(Records from a collection)
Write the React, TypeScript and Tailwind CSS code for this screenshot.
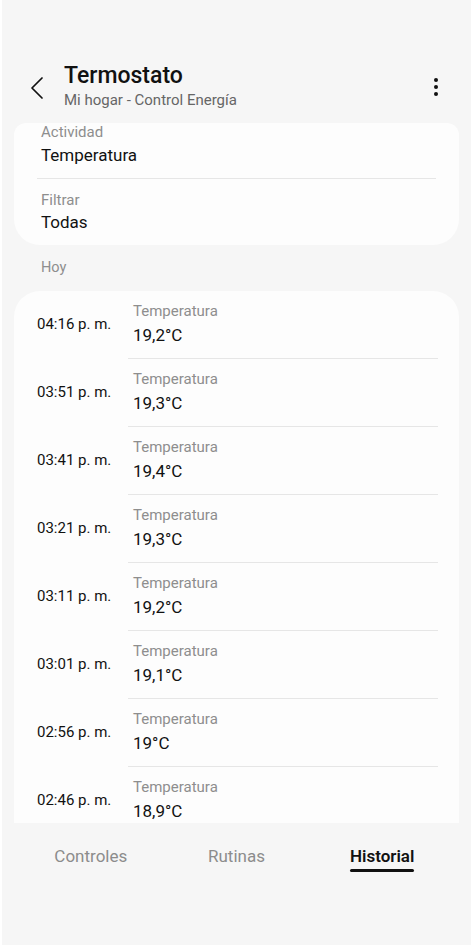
const rows = [
  { time: "04:16 p. m.", value: "19,2°C" },
  { time: "03:51 p. m.", value: "19,3°C" },
  { time: "03:41 p. m.", value: "19,4°C" },
  { time: "03:21 p. m.", value: "19,3°C" },
  { time: "03:11 p. m.", value: "19,2°C" },
  { time: "03:01 p. m.", value: "19,1°C" },
  { time: "02:56 p. m.", value: "19°C" },
  { time: "02:46 p. m.", value: "18,9°C" },
];

function Header() {
  return (
    <div className="h-[123px] flex items-start pt-[62px]">
      <button className="w-[62px] h-[40px] flex items-center justify-center mt-[6px] pl-[8px]">
        <svg width="14" height="22" viewBox="0 0 14 22" fill="none">
          <path d="M12 1 L2 11 L12 21" stroke="#111" strokeWidth="1.7" strokeLinecap="round" strokeLinejoin="round" />
        </svg>
      </button>
      <div className="flex-1 flex flex-col">
        <span className="text-[23px] leading-[28px] font-medium text-[#111]">Termostato</span>
        <span className="text-[15px] leading-[20px] text-[#666]">Mi hogar - Control Energía</span>
      </div>
      <div className="w-[40px] flex flex-col items-center gap-[3.5px] pt-[16px] mr-[15px]">
        <span className="w-[3.5px] h-[3.5px] rounded-full bg-[#111]" />
        <span className="w-[3.5px] h-[3.5px] rounded-full bg-[#111]" />
        <span className="w-[3.5px] h-[3.5px] rounded-full bg-[#111]" />
      </div>
    </div>
  );
}

function FilterCard() {
  return (
    <div className="mx-[12px] bg-[#fdfdfd] rounded-t-[12px] rounded-b-[26px] px-[23px]">
      <div className="flex flex-col gap-[3px] pb-[12px] px-[4px]">
        <span className="text-[15px] leading-[18px] text-[#8e8e8e]">Actividad</span>
        <span className="text-[17px] leading-[22px] text-[#111]">Temperatura</span>
      </div>
      <div className="h-px bg-[#e6e6e6]" />
      <div className="flex flex-col gap-[2px] pt-[12px] pb-[12px] px-[4px]">
        <span className="text-[15px] leading-[18px] text-[#8e8e8e]">Filtrar</span>
        <span className="text-[17px] leading-[22px] text-[#111]">Todas</span>
      </div>
    </div>
  );
}

function HistoryRow({ time, value }: { time: string; value: string }) {
  return (
    <div className="flex">
      <div className="w-[91px] flex items-center text-[15px] text-[#111] pb-[2px]">{time}</div>
      <div className="flex-1 flex flex-col border-b border-[#e6e6e6]">
        <div className="flex flex-col gap-[4px] pt-[11px] pb-[12px] pl-[5px]">
          <span className="text-[15px] leading-[18px] text-[#8e8e8e]">Temperatura</span>
          <span className="text-[17px] leading-[22px] text-[#111]">{value}</span>
        </div>
      </div>
    </div>
  );
}

function Tabs() {
  const tabs = ["Controles", "Rutinas", "Historial"];
  return (
    <div className="h-[122px] grid grid-cols-3 px-[16px] pt-[22px]">
      {tabs.map((t) => {
        const active = t === "Historial";
        return (
          <div key={t} className="flex flex-col items-center">
            <div className="flex flex-col items-stretch">
              <span
                className={
                  active
                    ? "text-[17px] leading-[22px] font-semibold text-[#111]"
                    : "text-[17px] leading-[22px] text-[#8c8c8c]"
                }
              >
                {t}
              </span>
              {active && <span className="mt-[2px] h-[3px] rounded-full bg-[#111]" />}
            </div>
          </div>
        );
      })}
    </div>
  );
}

export default function App() {
  return (
    <div
      className="w-[474px] h-[948px] bg-white pl-[2px] pr-[3px] pb-[3px]"
      style={{ fontFamily: "Roboto, 'Noto Sans', sans-serif" }}
    >
      <div className="h-full bg-[#f6f6f6] flex flex-col">
        <Header />
        <div className="h-[700px] overflow-hidden flex flex-col">
          <FilterCard />
          <div className="px-[39px] pt-[14px] pb-[14px] text-[14.5px] leading-[18px] text-[#8e8e8e]">Hoy</div>
          <div className="mx-[12px] bg-[#fdfdfd] rounded-t-[26px] pl-[23px] pr-[21px] flex-1">
            {rows.map((r) => (
              <HistoryRow key={r.time} time={r.time} value={r.value} />
            ))}
          </div>
        </div>
        <Tabs />
      </div>
    </div>
  );
}
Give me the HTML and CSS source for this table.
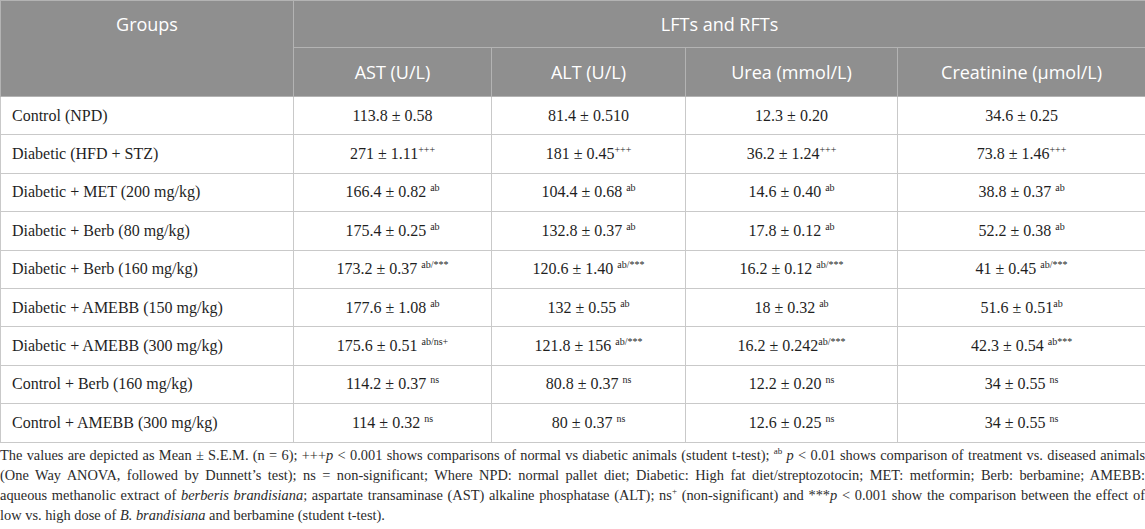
FILE: index.html
```html
<!DOCTYPE html>
<html>

	<head>
		<meta charset="UTF-8">
		<title>LFTs and RFTs</title>
		<link rel="stylesheet" href="styles.css">
	</head>

	<body>
		<table class="data">
			<colgroup>
				<col class="c-group">
				<col class="c-ast">
				<col class="c-alt">
				<col class="c-urea">
				<col class="c-crea">
			</colgroup>
			<thead>
				<tr class="head-top">
					<th rowspan="2" class="groups">Groups</th>
					<th colspan="4">LFTs and RFTs</th>
				</tr>
				<tr class="head-sub">
					<th>AST (U/L)</th>
					<th>ALT (U/L)</th>
					<th>Urea (mmol/L)</th>
					<th>Creatinine (µmol/L)</th>
				</tr>
			</thead>
			<tbody>
				<tr>
					<td>Control (NPD)</td>
					<td>113.8 ± 0.58</td>
					<td>81.4 ± 0.510</td>
					<td>12.3 ± 0.20</td>
					<td>34.6 ± 0.25</td>
				</tr>
				<tr>
					<td>Diabetic (HFD + STZ)</td>
					<td>271 ± 1.11<sup>+++</sup></td>
					<td>181 ± 0.45<sup>+++</sup></td>
					<td>36.2 ± 1.24<sup>+++</sup></td>
					<td>73.8 ± 1.46<sup>+++</sup></td>
				</tr>
				<tr>
					<td>Diabetic + MET (200 mg/kg)</td>
					<td>166.4 ± 0.82 <sup>ab</sup></td>
					<td>104.4 ± 0.68 <sup>ab</sup></td>
					<td>14.6 ± 0.40 <sup>ab</sup></td>
					<td>38.8 ± 0.37 <sup>ab</sup></td>
				</tr>
				<tr>
					<td>Diabetic + Berb (80 mg/kg)</td>
					<td>175.4 ± 0.25 <sup>ab</sup></td>
					<td>132.8 ± 0.37 <sup>ab</sup></td>
					<td>17.8 ± 0.12 <sup>ab</sup></td>
					<td>52.2 ± 0.38 <sup>ab</sup></td>
				</tr>
				<tr>
					<td>Diabetic + Berb (160 mg/kg)</td>
					<td>173.2 ± 0.37 <sup>ab/***</sup></td>
					<td>120.6 ± 1.40 <sup>ab/***</sup></td>
					<td>16.2 ± 0.12 <sup>ab/***</sup></td>
					<td>41 ± 0.45 <sup>ab/***</sup></td>
				</tr>
				<tr>
					<td>Diabetic + AMEBB (150 mg/kg)</td>
					<td>177.6 ± 1.08 <sup>ab</sup></td>
					<td>132 ± 0.55 <sup>ab</sup></td>
					<td>18 ± 0.32 <sup>ab</sup></td>
					<td>51.6 ± 0.51<sup>ab</sup></td>
				</tr>
				<tr>
					<td>Diabetic + AMEBB (300 mg/kg)</td>
					<td>175.6 ± 0.51 <sup>ab/ns+</sup></td>
					<td>121.8 ± 156 <sup>ab/***</sup></td>
					<td>16.2 ± 0.242<sup>ab/***</sup></td>
					<td>42.3 ± 0.54 <sup>ab***</sup></td>
				</tr>
				<tr>
					<td>Control + Berb (160 mg/kg)</td>
					<td>114.2 ± 0.37 <sup>ns</sup></td>
					<td>80.8 ± 0.37 <sup>ns</sup></td>
					<td>12.2 ± 0.20 <sup>ns</sup></td>
					<td>34 ± 0.55 <sup>ns</sup></td>
				</tr>
				<tr>
					<td>Control + AMEBB (300 mg/kg)</td>
					<td>114 ± 0.32 <sup>ns</sup></td>
					<td>80 ± 0.37 <sup>ns</sup></td>
					<td>12.6 ± 0.25 <sup>ns</sup></td>
					<td>34 ± 0.55 <sup>ns</sup></td>
				</tr>
			</tbody>
		</table>
		<div class="note">
			<span class="line">The values are depicted as Mean ± S.E.M. (n = 6); +++<i>p</i> &lt; 0.001 shows comparisons of normal vs diabetic animals (student t-test); <sup>ab</sup> <i>p</i> &lt; 0.01 shows comparison of treatment vs. diseased animals</span>
			<span class="line">(One Way ANOVA, followed by Dunnett’s test); ns = non-significant; Where NPD: normal pallet diet; Diabetic: High fat diet/streptozotocin; MET: metformin; Berb: berbamine; AMEBB:</span>
			<span class="line">aqueous methanolic extract of <i>berberis brandisiana</i>; aspartate transaminase (AST) alkaline phosphatase (ALT); ns<sup>+</sup> (non-significant) and ***<i>p</i> &lt; 0.001 show the comparison between the effect of</span>
			<span class="line last">low vs. high dose of <i>B. brandisiana</i> and berbamine (student t-test).</span>
		</div>
	</body>

</html>
```

FILE: styles.css
```css
* {
	padding: 0;
	margin: 0;
	box-sizing: border-box;
}

body {
	width: 1145px;
	background: #fff;
	color: #1f1f1f;
	font-family: "Liberation Serif", "Times New Roman", serif;
}

.data {
	width: 1145px;
	border-collapse: collapse;
	table-layout: fixed;
}

.c-group {
	width: 293px;
}

.c-ast {
	width: 198px;
}

.c-alt {
	width: 194px;
}

.c-urea {
	width: 212px;
}

.c-crea {
	width: 248px;
}

th {
	background: #8f8f8f;
	color: #fff;
	font-family: "Open Sans", "Noto Sans", sans-serif;
	font-weight: normal;
	font-size: 18px;
	border: 1px solid #b3b3b3;
	text-align: center;
}

.head-top th {
	height: 47px;
}

.head-sub th {
	height: 49px;
}

th.groups {
	vertical-align: top;
	padding-top: 11px;
}

td {
	border: 1px solid #c9c9c9;
	height: 38.4px;
	font-size: 16px;
	text-align: center;
	padding: 0 4px;
	white-space: nowrap;
}

td:first-child {
	text-align: left;
	padding-left: 11px;
}

sup {
	font-size: 10px;
	vertical-align: 6px;
	line-height: 0;
}

.note {
	margin-top: 2px;
	font-size: 14.4px;
	line-height: 20px;
	color: #2b2b2b;
}

.note .line {
	display: block;
	white-space: nowrap;
	text-align: justify;
	text-align-last: justify;
}

.note .line.last {
	text-align-last: left;
}

.note sup {
	font-size: 9px;
}
```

** Exercise aim **
Look through the records and count each line that holds "table". Write only the total.

** Exercise solution **
4